The White Sox led their division wire-to-wire a year ago, yet most of the time Greg Walker looked like he had just chugged a glass of sour milk. It was the greatest season of Walker’s career, and also one of the most demanding.
“We didn’t have any easy games,” the hitting coach and former first baseman said.
He almost lets himself smile thinking about the season that stretches ahead. There’s excitement where the daily questioning used to be.
With the addition of Jim Thome, increased assurance in Jermaine Dye and the knowledge that players have bought into the selfless approach Ozzie Guillen preaches, there are days when Walker feels almost, well, confident.
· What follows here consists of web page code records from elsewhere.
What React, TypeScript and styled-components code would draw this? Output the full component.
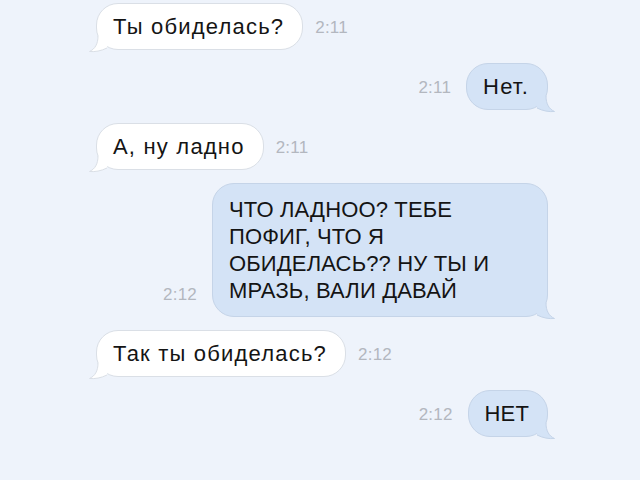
import React from "react";
import styled, {createGlobalStyle} from "styled-components";

const GlobalStyle = createGlobalStyle`
    html, body {
        margin: 0;
        padding: 0;
        background: #eef3fb;
    }
    body {
        font-family: "Liberation Sans", Arial, sans-serif;
    }
`;

const Chat = styled.div`
    width: 640px;
    height: 480px;
    box-sizing: border-box;
    padding: 3px 92px 0 96px;
    display: flex;
    flex-direction: column;
    gap: 13px;
    overflow: hidden;
    background: #eef3fb;
`;

const Row = styled.div<{$out?: boolean}>`
    display: flex;
    align-items: flex-end;
    justify-content: flex-start;
    flex-direction: ${(p) => (p.$out ? "row-reverse" : "row")};
    gap: ${(p) => (p.$out ? "15px" : "12px")};
`;

const Bubble = styled.div<{$out?: boolean; $pad?: number; $caps?: boolean; $width?: number}>`
    position: relative;
    box-sizing: border-box;
    ${(p) => (p.$width ? `width: ${p.$width}px;` : "")}
    padding: ${(p) => p.$pad ?? 9}px 18px ${(p) => p.$pad ?? 9}px 16px;
    border-radius: 22px;
    font-size: 22px;
    line-height: 27px;
    letter-spacing: ${(p) => (p.$caps ? "0.15px" : "1.2px")};
    color: #141414;
    background: ${(p) => (p.$out ? "#d4e3f6" : "#ffffff")};
    border: 1px solid ${(p) => (p.$out ? "#c5d4e8" : "#dadfe6")};
    white-space: nowrap;
`;

const Time = styled.span`
    font-size: 17px;
    color: #b3b7bf;
    margin-bottom: 12px;
    letter-spacing: 0.2px;
`;

const TailSvg = styled.svg<{$out?: boolean}>`
    position: absolute;
    bottom: -4px;
    width: 20px;
    height: 17px;
    ${(p) => (p.$out ? "right: -8px; transform: scaleX(-1);" : "left: -8px;")}
`;

const Tail = ({out}: {out?: boolean}) => {
    const fill = out ? "#d4e3f6" : "#ffffff";
    const stroke = out ? "#c5d4e8" : "#dadfe6";
    return (
        <TailSvg $out={out} viewBox="0 0 20 17">
            <path d="M9 0 C9 8 6 13 0.5 15.5 C6 16 12 15 18 12 L20 0 Z" fill={fill} />
            <path
                d="M9 0 C9 8 6 13 0.5 15.5 C6 16 12 15 18 12"
                fill="none"
                stroke={stroke}
                strokeWidth="1"
            />
        </TailSvg>
    );
};

type Message = {
    lines: string[];
    time: string;
    out?: boolean;
    pad?: number;
    caps?: boolean;
    width?: number;
};

const messages: Message[] = [
    {lines: ["Ты обиделась?"], time: "2:11"},
    {lines: ["Нет."], time: "2:11", out: true},
    {lines: ["А, ну ладно"], time: "2:11"},
    {
        lines: ["ЧТО ЛАДНОО? ТЕБЕ", "ПОФИГ, ЧТО Я", "ОБИДЕЛАСЬ?? НУ ТЫ И", "МРАЗЬ, ВАЛИ ДАВАЙ"],
        time: "2:12",
        out: true,
        pad: 12,
        caps: true,
        width: 336,
    },
    {lines: ["Так ты обиделась?"], time: "2:12"},
    {lines: ["НЕТ"], time: "2:12", out: true, caps: true},
];

export default function App() {
    return (
        <>
            <GlobalStyle />
            <Chat>
                {messages.map((m, i) => (
                    <Row key={i} $out={m.out}>
                        <Bubble $out={m.out} $pad={m.pad} $caps={m.caps} $width={m.width}>
                            {m.lines.map((l, j) => (
                                <div key={j}>{l}</div>
                            ))}
                            <Tail out={m.out} />
                        </Bubble>
                        <Time>{m.time}</Time>
                    </Row>
                ))}
            </Chat>
        </>
    );
}
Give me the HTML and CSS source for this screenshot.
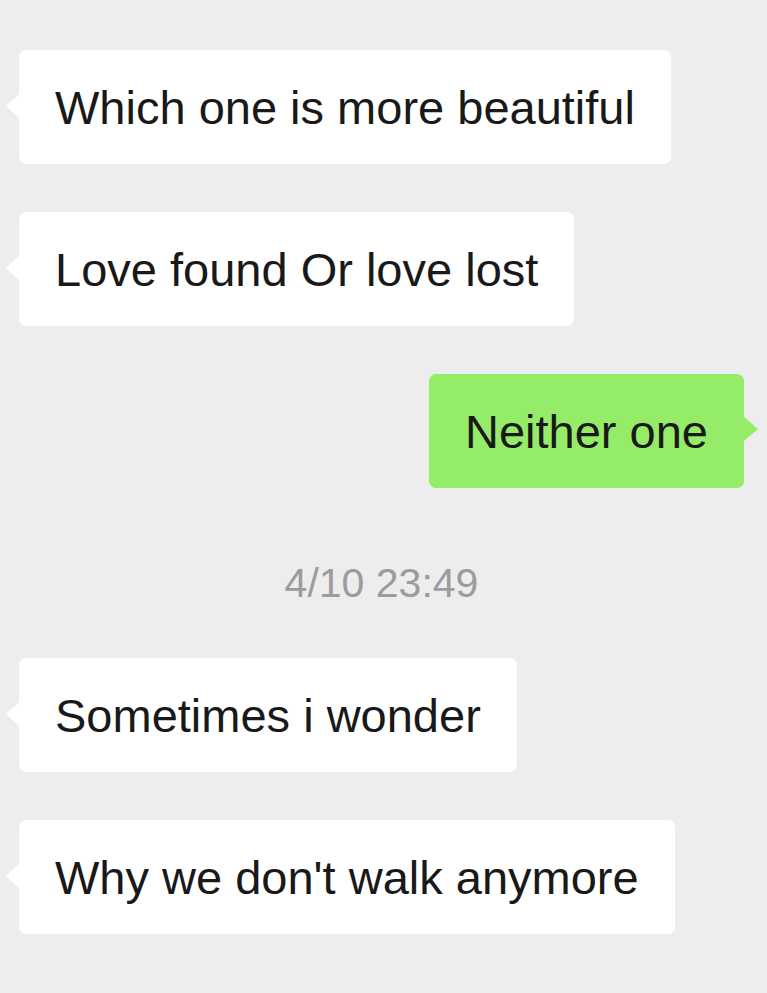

The team that won a World Series despite being outscored by Tampa Bay and seven other American League teams should be a lot more formidable.
“I hope so, for our sake,” Walker said.
Thome’s late-spring fireworks show–three two-homer games over the last four days–illustrated just how dangerous the defending champs can be with him hitting in front of Paul Konerko and Dye.
Thome is healthy after the elbow problems that opened a door to Ryan Howard and made him expendable in Philadelphia. He wasn’t sure how the elbow would hold up when he reported to Arizona in early February, ahead of almost everyone else, but he is now.
“That was just a bad year,” Thome says of 2005, when he hit .207 with seven home runs in 59 games. “I was injured, I tried to play through it and it didn’t work out. I learned a lot from it. If anything, it has made me hungrier for the game, really.”
Say Thome reverts to his 2004 level and Konerko and Dye duplicate their numbers from a year ago. That would add up to 113 home runs and 291 RBIs from the 3-4-5 hitters.
But what if a return to both the Midwest and the AL brings out a real renaissance in Thome? And what if his presence–especially his willingness to take a walk (career on-base percentage: .408)–means more production for the guys hitting behind him.
Say Thome does what he did in 2003, his first year in Philadelphia, and Konerko and Dye raise their production by 5 percent. That’s 125 home runs and 336 RBIs from the primary 3-4-5 hitters.
Alex Rodriguez, Gary Sheffield and Jason Giambi produced 114 homers and 340 RBIs a year ago. David Ortiz, Manny Ramirez and Jason Varitek combined for 114 and 362.
Imagine the 2005 White Sox with their pitching, fielding, creativity and either of those trios in the middle of the order. They wouldn’t have waited until the last week of the season to eliminate Cleveland.
They would have destroyed the club record for victories in a season and rolled into the postseason as a heavy favorite, not a team that had to prove itself every game–not that anyone is complaining with how things worked out with the combination of Carl “Yappy” Everett and Frank Thomas as the designated hitters.
“Carl Everett gave us a lot last year,” Walker said. “We got a lot out of the DH spot. But the thing Jim brings, besides the obvious power, is that he’s going to be on base all the time. We didn’t get many walks last year.”
Konerko, who had 81, was the only White Sox player who walked even 50 times. Boston had eight of those guys, the Yankees seven, Oakland six and Cleveland four.
The White Sox were 11th in the league with a .322 on-base percentage. That was the stat that kept Walker working so hard with his hitters.
Thome, conversely, makes him smile.
“I am really excited about having him in the lineup,” Walker said. “I’ve studied Jim’s swing for years. When I work with left-handed hitters, we use his videos to help us teach. He’s fun to watch. He does a lot of things that are technically correct. You take a big, strong guy with sharp fast-twitch reactions and repeatable, perfect mechanics and, wow, you get some hitter.”
Thome, never one for posing, has been content to stay in the background this spring. He has spent his time getting acclimated to his third team in five years and continuing the fitness program that began last winter in Florida under the guidance of Philadelphia trainer Jeff Cooper. He had just begun hitting like the Thome of old when he tweaked his hamstring hustling out a double on a drive high off the hitter’s background at Tucson Electric Park, which sent him back to the cages.
When the White Sox went on a three-game tour of the Phoenix area last week, he remained in Tucson, getting as many at-bats as possible in minor-league games. The results have been impressive.
“He got locked in a week ago,” Walker said. “He’s looking great. He’s feeling it. He’s locked in right now.”
Thome knows that won’t always be the case. Like Konerko, he’s a perfectionist who hates making outs. Hanging curveballs that aren’t hit hard are the bane of his existence, and any pitch chased out of the strike zone is a mini-crisis.
“It’s going to be a long year, a lot of good and bad times,” Thome said. “You know going in there are going to be good times and bad times.”
Walker just wants to relax in the late innings every once in a while. With Thome around, that’s not asking too much.